Suburban life was soon separated by farm life. Green paddocks,

horses, sheep, farm machinery, untidy houses and their untidy yards.

Glancing spells of bush and waterfalls, then more farmland.

The backs of businesses came into view. Car parks and rubbish bins.

Rotting wooden fences and new steel gates. This meant that we were

approaching another town.

The train didn’t stop at every town, and the only way we knew we

were dropping off or collecting people, was when the ticket collector

walked importantly down the aisle, announcing in a loud official

voice, ‘’Next stop ……’’  At this announcement passengers would stand

and hurriedly gather their belongings together, reaching up into the

baggage racks to grab their bags and parcels and exit the train onto

the platform, some heading towards the baggage car,  and some

smilingly into the arms of loved ones.

Our train journey would continue.
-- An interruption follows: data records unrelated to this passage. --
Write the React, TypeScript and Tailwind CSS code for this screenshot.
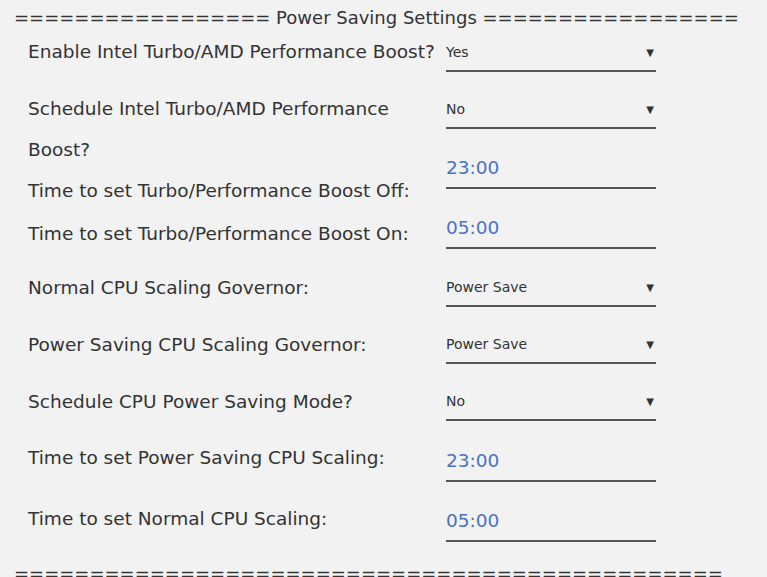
import React from "react";

type Row = {
  label: React.ReactNode;
  kind: "select" | "input";
  value: string;
  h: string;
  lmt: string;
  leading?: string;
};

const rows: Row[] = [
  { label: "Enable Intel Turbo/AMD Performance Boost?", kind: "select", value: "Yes", h: "h-[57px]", lmt: "mt-[12px]" },
  { label: (<>Schedule Intel Turbo/AMD Performance<br />Boost?</>), kind: "select", value: "No", h: "h-[60px]", lmt: "mt-[3px]", leading: "leading-[41px]" },
  { label: "Time to set Turbo/Performance Boost Off:", kind: "input", value: "23:00", h: "h-[60px]", lmt: "mt-[34px]" },
  { label: "Time to set Turbo/Performance Boost On:", kind: "input", value: "05:00", h: "h-[58px]", lmt: "mt-[17px]" },
  { label: "Normal CPU Scaling Governor:", kind: "select", value: "Power Save", h: "h-[57px]", lmt: "mt-[13px]" },
  { label: "Power Saving CPU Scaling Governor:", kind: "select", value: "Power Save", h: "h-[57px]", lmt: "mt-[13px]" },
  { label: "Schedule CPU Power Saving Mode?", kind: "select", value: "No", h: "h-[61px]", lmt: "mt-[13px]" },
  { label: "Time to set Power Saving CPU Scaling:", kind: "input", value: "23:00", h: "h-[60px]", lmt: "mt-[8px]" },
  { label: "Time to set Normal CPU Scaling:", kind: "input", value: "05:00", h: "h-[60px]", lmt: "mt-[9px]" },
];

export default function App() {
  return (
    <div
      className="w-[767px] h-[577px] overflow-hidden bg-[#f2f2f2] text-[#333333] pt-[8px]"
      style={{ fontFamily: '"DejaVu Sans", sans-serif' }}
    >
      <div className="pl-[14px] h-[20px] text-[18px] leading-[20px] whitespace-nowrap">
        ================= Power Saving Settings =================
      </div>
      <div className="pl-[28px]">
        {rows.map((r, i) => (
          <div key={i} className={`flex ${r.h}`}>
            <div className={`w-[418px] shrink-0 text-[18.5px] ${r.leading ?? "leading-[24px]"} ${r.lmt}`}>
              {r.label}
            </div>
            {r.kind === "select" ? (
              <div className="mt-[12px] w-[210px] h-[32px] border-b-2 border-[#555555] flex items-center pb-[6px]">
                <div className="flex w-full items-center justify-between text-[14px] text-[#333333]">
                  <span>{r.value}</span>
                  <span className="text-[10px] pr-[2px]">▼</span>
                </div>
              </div>
            ) : (
              <div className="mt-[12px] w-[210px] h-[32px] border-b-2 border-[#555555] flex items-center pb-[8px]">
                <span className="text-[18.5px] text-[#4a72c4]">{r.value}</span>
              </div>
            )}
          </div>
        ))}
      </div>
      <div className="pl-[14px] text-[18px] leading-[20px] whitespace-nowrap mt-[6px]">
        ===============================================
      </div>
    </div>
  );
}
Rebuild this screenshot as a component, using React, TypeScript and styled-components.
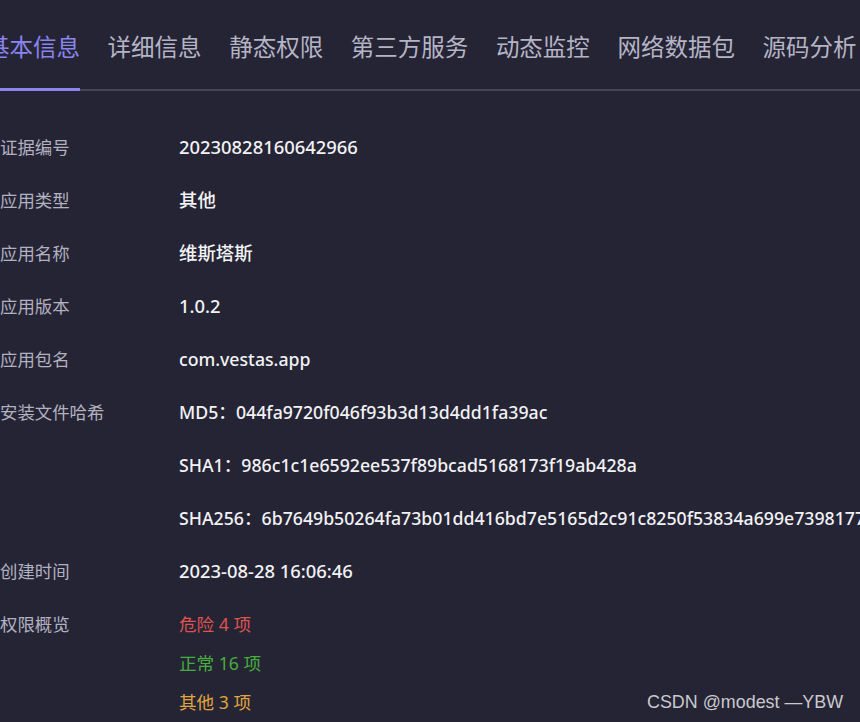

We’d finish our comics, even after

swapping them with each other. We’d use the toilet, lurching from

side to side down to it and then back, holding onto the seats. We’d

drink from the water dispenser on the wall that released water

into small paper cups.

By now we would be hungry.

‘’How many stops to Palmerston?’’ …….. ’’Are we nearly there?’’

We knew that lunch was at the Palmerston North Railway Station, and

that meant that we were officially halfway to our holiday!

This was where passengers could get off the train and join a long

queue of hungry people, all wanting to buy a pie, sandwiches and a

cup of tea in a thick white Railway’s Corporation cup and saucer set.

The crockery was made to last. At least to survive a drop on the floor

of a jiggling train carriage.

Our mother would take our older sister with her to help carry our

lunch back to the train. We would watch them disappear and blend

into the crowded distance.

That left us three younger ones fretting, nervously looking at each

other but not speaking. The rows of empty seats and the quiet ticking

of the cooling engine added to our feelings of being abandoned.

Would the train start to move? Would it leave without us? What

would become of us? Where would we get off the train?

Each of us was in our own world of worry and it was an anxious time

as we watched passengers come back to the train balancing cups and

saucers and pies on plates, but with no sign of our mother.

Eventually we would spy our mother and sister

coming towards  our carriage, their arms laden.

Whew! Hooray! Lunch!

We’d continue our journey through the Manawatu Gorge and ask

our mother several times about how many trains had gone over the

side as we’d peer nervously down onto the narrow strip of river.

With our tummies full and ‘wake me up when we get there’ sleepy

eyes, we’d be soon lulled to sleep by the soothing clackety  clack of

the wheels connecting with rails.

The Hawkes Bay summer temperatures would eventually wake us. Our

carriage had become hot and stuffy and the outside landscape had

changed. We started to recognise familiar landmarks;  dry brown hills,

limestone outcrops, swamps and Pa sites, Te Mata Peak, Sugarloaf

and Hawke Bay.

‘’Final stop Napier!’’

We all became caught up in the hustle and bustle of leaving the train,

collecting our belongings and making sure that nothing was left

behind on our seats.

We’d clutch the prized comics that we’d give to our cousins and

follow our mother down the carriage aisle and gingerly climb

down the steps onto the solid ground of the platform.

Our smiling uncle was there to greet us.

Now what did our suitcases look like?